0
0
PandasHow-ToBeginner · 3 min read

How to Use Merge with Indicator in pandas for Data Comparison

Use pandas.merge() with the indicator=True parameter to add a special column that shows the origin of each row in the merged DataFrame. This column helps identify if a row came from the left DataFrame, right DataFrame, or both.
📐

Syntax

The merge() function combines two DataFrames based on common columns or indices. Adding indicator=True creates a new column that shows the source of each row after merging.

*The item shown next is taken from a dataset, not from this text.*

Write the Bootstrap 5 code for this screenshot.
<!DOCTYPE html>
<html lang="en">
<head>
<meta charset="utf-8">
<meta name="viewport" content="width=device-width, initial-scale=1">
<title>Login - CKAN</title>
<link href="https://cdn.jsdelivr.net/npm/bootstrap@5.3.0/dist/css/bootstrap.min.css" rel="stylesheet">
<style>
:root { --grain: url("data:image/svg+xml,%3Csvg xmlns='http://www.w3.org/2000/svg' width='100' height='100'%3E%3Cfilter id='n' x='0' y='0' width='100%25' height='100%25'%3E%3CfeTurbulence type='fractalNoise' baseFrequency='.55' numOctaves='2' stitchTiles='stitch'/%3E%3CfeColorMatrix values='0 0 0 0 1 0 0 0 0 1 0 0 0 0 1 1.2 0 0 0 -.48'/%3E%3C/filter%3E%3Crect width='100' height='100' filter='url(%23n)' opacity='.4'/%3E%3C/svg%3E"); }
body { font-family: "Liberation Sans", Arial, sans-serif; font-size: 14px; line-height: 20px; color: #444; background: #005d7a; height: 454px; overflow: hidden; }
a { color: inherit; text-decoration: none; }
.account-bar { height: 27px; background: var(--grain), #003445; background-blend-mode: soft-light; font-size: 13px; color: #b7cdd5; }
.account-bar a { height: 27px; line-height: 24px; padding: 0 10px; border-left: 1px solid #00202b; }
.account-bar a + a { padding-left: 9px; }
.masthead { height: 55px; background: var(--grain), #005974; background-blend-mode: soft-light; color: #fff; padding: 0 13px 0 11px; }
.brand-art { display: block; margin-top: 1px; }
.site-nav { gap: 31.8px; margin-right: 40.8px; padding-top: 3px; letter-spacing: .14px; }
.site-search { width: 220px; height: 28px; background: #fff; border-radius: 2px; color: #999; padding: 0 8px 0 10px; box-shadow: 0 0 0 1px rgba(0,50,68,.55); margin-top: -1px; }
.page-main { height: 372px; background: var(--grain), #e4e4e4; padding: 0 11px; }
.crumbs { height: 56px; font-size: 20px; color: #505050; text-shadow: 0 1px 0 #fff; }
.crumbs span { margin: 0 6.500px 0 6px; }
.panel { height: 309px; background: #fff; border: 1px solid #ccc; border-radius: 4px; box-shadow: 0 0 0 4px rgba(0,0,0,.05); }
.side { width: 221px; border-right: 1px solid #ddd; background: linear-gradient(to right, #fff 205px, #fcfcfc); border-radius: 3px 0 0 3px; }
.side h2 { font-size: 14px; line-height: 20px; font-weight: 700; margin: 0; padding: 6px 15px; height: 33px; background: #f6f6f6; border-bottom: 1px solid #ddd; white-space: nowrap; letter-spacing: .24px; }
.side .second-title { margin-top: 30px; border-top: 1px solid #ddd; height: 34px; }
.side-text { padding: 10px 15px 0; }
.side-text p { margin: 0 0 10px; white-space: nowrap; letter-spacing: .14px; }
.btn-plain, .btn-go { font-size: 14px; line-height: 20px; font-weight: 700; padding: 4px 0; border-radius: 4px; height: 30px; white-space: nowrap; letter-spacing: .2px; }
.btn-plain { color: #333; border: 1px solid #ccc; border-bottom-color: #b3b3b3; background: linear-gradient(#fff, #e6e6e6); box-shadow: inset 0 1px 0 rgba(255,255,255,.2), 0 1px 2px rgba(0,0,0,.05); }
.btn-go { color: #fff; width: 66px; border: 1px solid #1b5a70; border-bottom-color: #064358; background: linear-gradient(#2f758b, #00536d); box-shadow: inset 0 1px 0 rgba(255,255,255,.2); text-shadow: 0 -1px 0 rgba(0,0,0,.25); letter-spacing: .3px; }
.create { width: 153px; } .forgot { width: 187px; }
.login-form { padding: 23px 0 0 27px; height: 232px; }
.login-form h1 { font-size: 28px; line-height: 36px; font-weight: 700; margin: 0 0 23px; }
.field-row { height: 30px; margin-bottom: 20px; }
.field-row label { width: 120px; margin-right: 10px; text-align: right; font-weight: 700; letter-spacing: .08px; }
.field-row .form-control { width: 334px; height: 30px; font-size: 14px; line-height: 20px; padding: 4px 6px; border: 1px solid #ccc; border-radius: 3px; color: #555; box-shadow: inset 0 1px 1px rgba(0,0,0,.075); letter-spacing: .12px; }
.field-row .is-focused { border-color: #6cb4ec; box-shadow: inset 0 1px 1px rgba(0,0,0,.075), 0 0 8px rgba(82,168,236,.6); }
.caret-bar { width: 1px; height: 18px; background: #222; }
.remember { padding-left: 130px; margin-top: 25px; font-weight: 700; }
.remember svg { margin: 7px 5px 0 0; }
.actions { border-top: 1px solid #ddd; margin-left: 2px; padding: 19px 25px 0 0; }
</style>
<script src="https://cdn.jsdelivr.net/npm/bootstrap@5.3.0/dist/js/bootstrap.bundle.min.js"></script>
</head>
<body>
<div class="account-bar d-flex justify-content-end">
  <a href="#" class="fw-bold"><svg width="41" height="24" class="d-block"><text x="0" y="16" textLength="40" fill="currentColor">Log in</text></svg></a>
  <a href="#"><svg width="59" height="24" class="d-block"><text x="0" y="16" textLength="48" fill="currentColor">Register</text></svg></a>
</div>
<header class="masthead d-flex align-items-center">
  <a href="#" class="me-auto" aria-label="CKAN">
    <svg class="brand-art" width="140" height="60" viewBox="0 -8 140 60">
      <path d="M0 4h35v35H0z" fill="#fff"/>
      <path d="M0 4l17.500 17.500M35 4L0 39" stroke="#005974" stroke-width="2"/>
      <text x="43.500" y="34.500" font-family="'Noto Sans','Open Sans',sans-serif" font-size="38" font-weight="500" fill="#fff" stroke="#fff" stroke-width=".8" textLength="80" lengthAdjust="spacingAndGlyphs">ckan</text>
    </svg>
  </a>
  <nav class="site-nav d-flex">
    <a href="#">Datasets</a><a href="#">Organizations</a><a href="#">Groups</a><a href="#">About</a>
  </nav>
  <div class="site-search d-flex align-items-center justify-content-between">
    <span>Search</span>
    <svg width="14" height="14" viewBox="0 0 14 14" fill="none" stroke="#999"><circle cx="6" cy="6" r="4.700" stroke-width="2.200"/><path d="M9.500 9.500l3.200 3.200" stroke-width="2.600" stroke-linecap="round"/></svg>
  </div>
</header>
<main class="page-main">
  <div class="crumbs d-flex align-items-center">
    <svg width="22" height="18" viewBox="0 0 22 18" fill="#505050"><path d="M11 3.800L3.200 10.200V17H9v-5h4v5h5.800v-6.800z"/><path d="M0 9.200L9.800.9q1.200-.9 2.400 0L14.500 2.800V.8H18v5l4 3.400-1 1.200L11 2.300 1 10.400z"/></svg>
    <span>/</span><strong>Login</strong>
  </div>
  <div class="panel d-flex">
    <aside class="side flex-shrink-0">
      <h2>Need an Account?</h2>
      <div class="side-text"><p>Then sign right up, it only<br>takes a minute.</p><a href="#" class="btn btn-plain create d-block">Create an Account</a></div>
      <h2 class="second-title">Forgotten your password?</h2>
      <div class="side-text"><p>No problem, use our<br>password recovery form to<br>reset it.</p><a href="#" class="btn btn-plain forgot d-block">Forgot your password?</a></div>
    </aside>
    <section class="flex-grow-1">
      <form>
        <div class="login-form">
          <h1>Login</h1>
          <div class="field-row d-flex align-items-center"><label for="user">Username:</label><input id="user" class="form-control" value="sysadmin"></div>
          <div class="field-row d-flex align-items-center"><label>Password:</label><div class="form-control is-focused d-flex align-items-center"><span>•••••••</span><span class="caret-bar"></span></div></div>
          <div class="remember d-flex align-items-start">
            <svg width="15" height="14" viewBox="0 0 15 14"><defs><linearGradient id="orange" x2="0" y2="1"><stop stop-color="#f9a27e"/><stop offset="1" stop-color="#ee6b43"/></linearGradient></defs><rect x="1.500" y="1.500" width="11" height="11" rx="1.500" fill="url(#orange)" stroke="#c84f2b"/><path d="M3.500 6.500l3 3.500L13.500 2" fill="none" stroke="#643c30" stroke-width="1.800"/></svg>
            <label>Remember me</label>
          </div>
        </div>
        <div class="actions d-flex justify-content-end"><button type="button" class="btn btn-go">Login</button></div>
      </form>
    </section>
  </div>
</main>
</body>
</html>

  • left: The first DataFrame.
  • right: The second DataFrame.
  • how: Type of merge - 'left', 'right', 'inner', or 'outer'.
  • on: Column(s) to join on.
  • indicator=True: Adds a column showing merge origin.
  • indicator or indicator_name (optional): Custom name for the indicator column.
python
pd.merge(left, right, how='inner', on=None, indicator=True)
💻

Example

This example shows how to merge two DataFrames and use the indicator column to see which rows come from which DataFrame.

python
import pandas as pd

# Create two sample DataFrames
df1 = pd.DataFrame({'key': ['A', 'B', 'C'], 'value1': [1, 2, 3]})
df2 = pd.DataFrame({'key': ['B', 'C', 'D'], 'value2': [4, 5, 6]})

# Merge with indicator
merged = pd.merge(df1, df2, on='key', how='outer', indicator=True)
print(merged)
Output
key value1 value2 _merge 0 A 1.0 NaN left_only 1 B 2.0 4.0 both 2 C 3.0 5.0 both 3 D NaN 6.0 right_only
⚠️

Common Pitfalls

One common mistake is forgetting to set indicator=True, so you don't get the source column. Another is not specifying the how parameter correctly, which affects which rows appear.

Also, if you want a custom name for the indicator column, you must use indicator='your_name'. Otherwise, it defaults to _merge.

python
import pandas as pd

df1 = pd.DataFrame({'key': ['A', 'B'], 'val1': [1, 2]})
df2 = pd.DataFrame({'key': ['B', 'C'], 'val2': [3, 4]})

# Wrong: no indicator
merged_wrong = pd.merge(df1, df2, on='key', how='outer')
print('Without indicator:')
print(merged_wrong)

# Right: with indicator
merged_right = pd.merge(df1, df2, on='key', how='outer', indicator=True)
print('\nWith indicator:')
print(merged_right)
Output
Without indicator: key val1 val2 0 A 1.0 NaN 1 B 2.0 3.0 2 C NaN 4.0 With indicator: key val1 val2 _merge 0 A 1.0 NaN left_only 1 B 2.0 3.0 both 2 C NaN 4.0 right_only
📊

Quick Reference

ParameterDescription
leftFirst DataFrame to merge
rightSecond DataFrame to merge
how'left', 'right', 'inner', or 'outer' join type
onColumn(s) to join on
indicatorSet to True to add source column
indicator_nameCustom name for the indicator column (default '_merge')

Key Takeaways

Use indicator=True in pd.merge() to add a column showing the source of each row.
The indicator column values are 'left_only', 'right_only', or 'both' depending on row origin.
Specify how='outer' to see all rows from both DataFrames with their source.
You can rename the indicator column with indicator parameter.
Without indicator=True, you won't know which DataFrame each row came from after merging.